Telehealth is an evolution in the way that the average American receives healthcare. The system makes use of technology to connect patients and physicians virtually. Video conferencing can be used for more convenient and more affordable consultations where physical examination or testing isn’t necessary.
With the Coronavirus Pandemic making it risky for patients and physicians to meet in person, revenue in telehealth has exploded.
A Multi-Billion Dollar Market Waiting to Expand
According to projections from leading research firms, including Global Market Insights, the telehealth industry could be worth $175 billion by 2026.
It’s not just a matter of convenience. Telehealth is more affordable because physicians don’t need to bill for the time that they would with in-person consultations. Growth in the industry has also been made possible because remote monitoring and diagnosis are now more feasible.
Medical devices used to monitor conditions like high cholesterol, hypertension, heart disease, and diabetes now exist. The devices can continually monitor patients, sometimes with little or no user interaction, and send statistics back to databases that are accessed by physicians. This means that the company can now be used as a form of chronic condition management.
In 2021, the role of telehealth is expected to become more essential, even if the impact of the Coronavirus Pandemic starts to diminish.
Benefits for Patients, Doctors, and Investors
Patients can benefit from telehealth because it’s more convenient and more affordable. Even extraneous costs like transportation can be eliminated when following a telehealth model. Physicians will be able to give more targeted care to patients for health management while focusing their in-person time on the patients who need it most.

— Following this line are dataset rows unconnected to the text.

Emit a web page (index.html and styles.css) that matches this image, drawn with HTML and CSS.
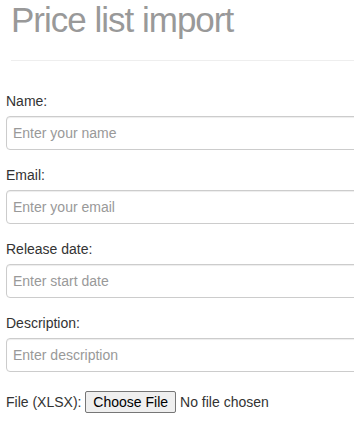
FILE: index.html
```html
<!DOCTYPE html>
<html lang="en">
<head>
  <meta charset="UTF-8" />
  <meta name="viewport" content="width=device-width, initial-scale=1.0" />
  <title>Price list import</title>
  <link rel="stylesheet" href="styles.css">
</head>
<body>
  <div class="page-header">
    <h1>Price list import</h1>
  </div>

  <form class="import-form">
    <div class="form-group">
      <label for="name">Name:</label>
      <input type="text" id="name" class="form-control" placeholder="Enter your name" />
    </div>
    <div class="form-group">
      <label for="email">Email:</label>
      <input type="email" id="email" class="form-control" placeholder="Enter your email" />
    </div>
    <div class="form-group">
      <label for="release">Release date:</label>
      <input type="text" id="release" class="form-control" placeholder="Enter start date" />
    </div>
    <div class="form-group">
      <label for="description">Description:</label>
      <input type="text" id="description" class="form-control" placeholder="Enter description" />
    </div>
    <div class="form-group file-group">
      <label for="file">File (XLSX):</label>
      <input type="file" id="file" accept=".xlsx" />
    </div>
  </form>
</body>
</html>
```

FILE: styles.css
```css
body {
  margin: 0;
  font-family: 'Liberation Sans', Arial, sans-serif;
  font-size: 14px;
  line-height: 20px;
  color: #333;
  background: #fff;
  overflow: hidden;
}

.page-header {
  margin: 0 0 0 11px;
  width: 360px;
  padding-bottom: 9px;
  border-bottom: 1px solid #eee;
}

h1 {
  margin: 2px 0 13px;
  font-size: 35px;
  line-height: 36px;
  letter-spacing: -1px;
  font-weight: normal;
  color: #999;
}

.import-form {
  margin: 30px 0 0 6px;
  width: 360px;
}

.form-group {
  margin-bottom: 15px;
}

label {
  display: block;
  margin-bottom: 5px;
  font-weight: normal;
}

.form-control {
  display: block;
  box-sizing: border-box;
  width: 100%;
  height: 34px;
  padding: 6px;
  font-family: 'Liberation Sans', Arial, sans-serif;
  font-size: 14px;
  color: #555;
  background: #fff;
  border: 1px solid #ccc;
  border-radius: 4px;
  box-shadow: inset 0 1px 1px rgba(0, 0, 0, 0.075);
}

.form-control::placeholder {
  color: #999;
}

.file-group {
  padding-top: 4px;
}

.file-group label {
  display: inline;
}

.file-group input {
  font-family: 'Liberation Sans', Arial, sans-serif;
  font-size: 14px;
  color: #333;
}

.file-group input::file-selector-button {
  font-family: 'Liberation Sans', Arial, sans-serif;
  font-size: 14px;
  color: #000;
  padding: 2px 7px;
  margin-right: 4px;
  background: #efefef;
  border: 1px solid #767676;
  border-radius: 2px;
}
```
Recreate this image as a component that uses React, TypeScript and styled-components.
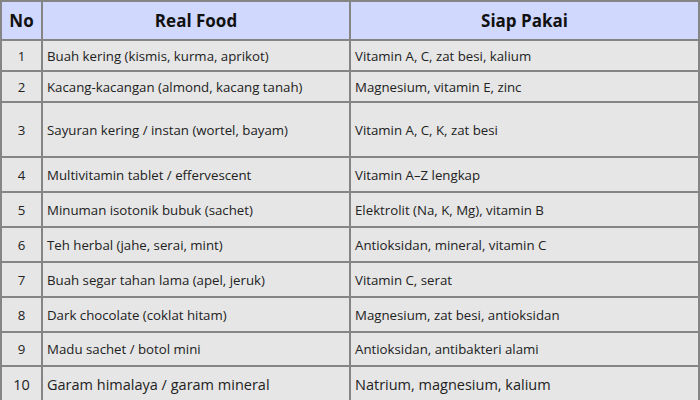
import styled, { createGlobalStyle } from "styled-components";

const GlobalStyle = createGlobalStyle`
  html, body {
    margin: 0;
    padding: 0;
    background: #ffffff;
  }
  body {
    font-family: "Open Sans", "Liberation Sans", sans-serif;
    color: #222222;
  }
`;

const Table = styled.table`
  width: 700px;
  border-collapse: collapse;
  table-layout: fixed;
  background: #e6e6e6;
`;

const HeadCell = styled.th<{ $width?: number }>`
  width: ${(p) => (p.$width ? `${p.$width}px` : "auto")};
  height: 37px;
  padding: 0;
  background: #d0d8fd;
  border: 2px solid #858585;
  font-size: 17px;
  font-weight: 700;
  color: #111111;
  text-align: center;
`;

const Row = styled.tr<{ $height: number }>`
  height: ${(p) => p.$height}px;
`;

const NumCell = styled.td<{ $large?: boolean }>`
  padding: 0;
  border: 2px solid #858585;
  text-align: center;
  font-size: ${(p) => (p.$large ? "14.5px" : "13.25px")};
  color: #222222;
`;

const TextCell = styled.td<{ $large?: boolean }>`
  padding: 0 4px;
  border: 2px solid #858585;
  font-size: ${(p) => (p.$large ? "14.5px" : "13.25px")};
  color: #222222;
`;

const rows = [
  { food: "Buah kering (kismis, kurma, aprikot)", ready: "Vitamin A, C, zat besi, kalium", h: 31 },
  { food: "Kacang-kacangan (almond, kacang tanah)", ready: "Magnesium, vitamin E, zinc", h: 31 },
  { food: "Sayuran kering / instan (wortel, bayam)", ready: "Vitamin A, C, K, zat besi", h: 55 },
  { food: "Multivitamin tablet / effervescent", ready: "Vitamin A–Z lengkap", h: 35 },
  { food: "Minuman isotonik bubuk (sachet)", ready: "Elektrolit (Na, K, Mg), vitamin B", h: 35 },
  { food: "Teh herbal (jahe, serai, mint)", ready: "Antioksidan, mineral, vitamin C", h: 35 },
  { food: "Buah segar tahan lama (apel, jeruk)", ready: "Vitamin C, serat", h: 35 },
  { food: "Dark chocolate (coklat hitam)", ready: "Magnesium, zat besi, antioksidan", h: 35 },
  { food: "Madu sachet / botol mini", ready: "Antioksidan, antibakteri alami", h: 34 },
  { food: "Garam himalaya / garam mineral", ready: "Natrium, magnesium, kalium", h: 36, large: true },
];

export default function App() {
  return (
    <>
      <GlobalStyle />
      <Table>
        <thead>
          <tr>
            <HeadCell $width={39}>No</HeadCell>
            <HeadCell $width={306}>Real Food</HeadCell>
            <HeadCell>Siap Pakai</HeadCell>
          </tr>
        </thead>
        <tbody>
          {rows.map((r, i) => (
            <Row key={i} $height={r.h}>
              <NumCell $large={r.large}>{i + 1}</NumCell>
              <TextCell $large={r.large}>{r.food}</TextCell>
              <TextCell $large={r.large}>{r.ready}</TextCell>
            </Row>
          ))}
        </tbody>
      </Table>
    </>
  );
}
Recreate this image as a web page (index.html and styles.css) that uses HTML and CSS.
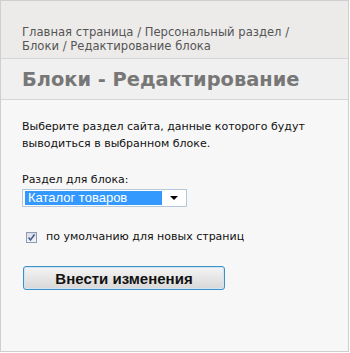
FILE: index.html
```html
<!DOCTYPE html>
<html lang="ru">
<head>
    <meta charset="UTF-8">
    <title>Блоки - Редактирование</title>
    <link rel="stylesheet" href="styles.css">
</head>
<body>
<div class="panel">
    <div class="breadcrumbs">
        <a href="#">Главная страница</a> / <a href="#">Персональный раздел</a> /<br>
        <a href="#">Блоки</a> / <span>Редактирование блока</span>
    </div>

    <h1 class="page-title">Блоки - Редактирование</h1>

    <div class="content">
        <p class="intro">Выберите раздел сайта, данные которого будут выводиться в выбранном блоке.</p>

        <div class="field">
            <div class="field-label">Раздел для блока:</div>
            <div class="select">
                <span class="select-value">Каталог товаров</span>
                <span class="select-arrow"></span>
            </div>
        </div>

        <label class="check">
            <span class="check-box">
                <svg width="9" height="9" viewBox="0 0 9 9"><path d="M1.5 4.5 L3.5 7 L7.5 1.5" fill="none" stroke="#4a5f8c" stroke-width="1.6"/></svg>
            </span>
            по умолчанию для новых страниц
        </label>

        <button class="submit">Внести изменения</button>
    </div>
</div>
</body>
</html>
```

FILE: styles.css
```css
body {
    margin: 0;
    font-family: "DejaVu Sans", Tahoma, sans-serif;
    font-size: 11px;
    color: #111;
}

.panel {
    width: 347px;
    height: 350px;
    border: 1px solid #cfcfcf;
    background-color: #f7f7f7;
}

.breadcrumbs {
    background-color: #ecebea;
    border-bottom: 1px solid #d6d6d6;
    padding: 24px 20px 5px 21px;
    font-size: 11.6px;
    line-height: 14px;
    color: #555;
}

.breadcrumbs a {
    color: #555;
    text-decoration: none;
}

.page-title {
    margin: 0;
    background-color: #f0f0f0;
    border-bottom: 1px solid #d6d6d6;
    padding: 10px 21px 8px;
    font-size: 19.4px;
    line-height: 22px;
    color: #777;
}

.content {
    padding: 18px 21px;
}

.intro {
    margin: 0 0 21px;
    line-height: 17px;
}

.field-label {
    line-height: 14px;
    margin-bottom: 2px;
}

.select {
    display: flex;
    align-items: center;
    width: 159px;
    height: 14px;
    padding: 1px 2px;
    border: 1px solid #b4c8da;
    background-color: #fff;
}

.select-value {
    width: 134px;
    height: 14px;
    line-height: 14px;
    padding-left: 3px;
    background-color: #3399ff;
    color: #fff;
    font-family: "Liberation Sans", Arial, sans-serif;
    font-size: 13px;
}

.select-arrow {
    margin-left: 8px;
    width: 0;
    height: 0;
    border-left: 4px solid transparent;
    border-right: 4px solid transparent;
    border-top: 4px solid #000;
}

.check {
    display: flex;
    align-items: center;
    margin: 23px 0 0 4px;
    line-height: 14px;
}

.check-box {
    display: flex;
    align-items: center;
    justify-content: center;
    width: 9px;
    height: 9px;
    margin-right: 9px;
    border: 1px solid #8f9bb3;
    background: linear-gradient(#d9dde6, #f3f4f7);
}

.submit {
    display: block;
    margin-top: 22px;
    margin-left: 1px;
    width: 202px;
    height: 24px;
    border: 1px solid #3d8fc4;
    border-radius: 3px;
    background: linear-gradient(#f4f4f4, #e6e6e6 50%, #d8d8d8);
    box-shadow: inset 0 0 0 1px #cfe6f5;
    font-family: "Liberation Sans", Arial, sans-serif;
    font-size: 15px;
    font-weight: bold;
    color: #111;
    padding: 0;
}
```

Investors will also benefit, especially when considering that the industry’s potential for expansion is so great. There are already publicly traded health stocks for investors to consider.
- Dexcom Inc. (NASDAQ: DXCM) is a leading provider of diabetes management using the telehealth model. The stock is relatively affordable and has high growth potential along with the wider health industry.
- Change Healthcare Inc. (NASDAQ: CHNG) is another potential investment option. The company develops innovative technologies including telehealth solutions for healthcare providers. With a relatively affordable stock and high growth potential, it’s an interesting long-term pick.
These are just two of the most promising telehealth stocks that can be considered today. With the health industry constantly growing, investors at all levels need to seriously consider how stocks like these could fit into their growth and income portfolios.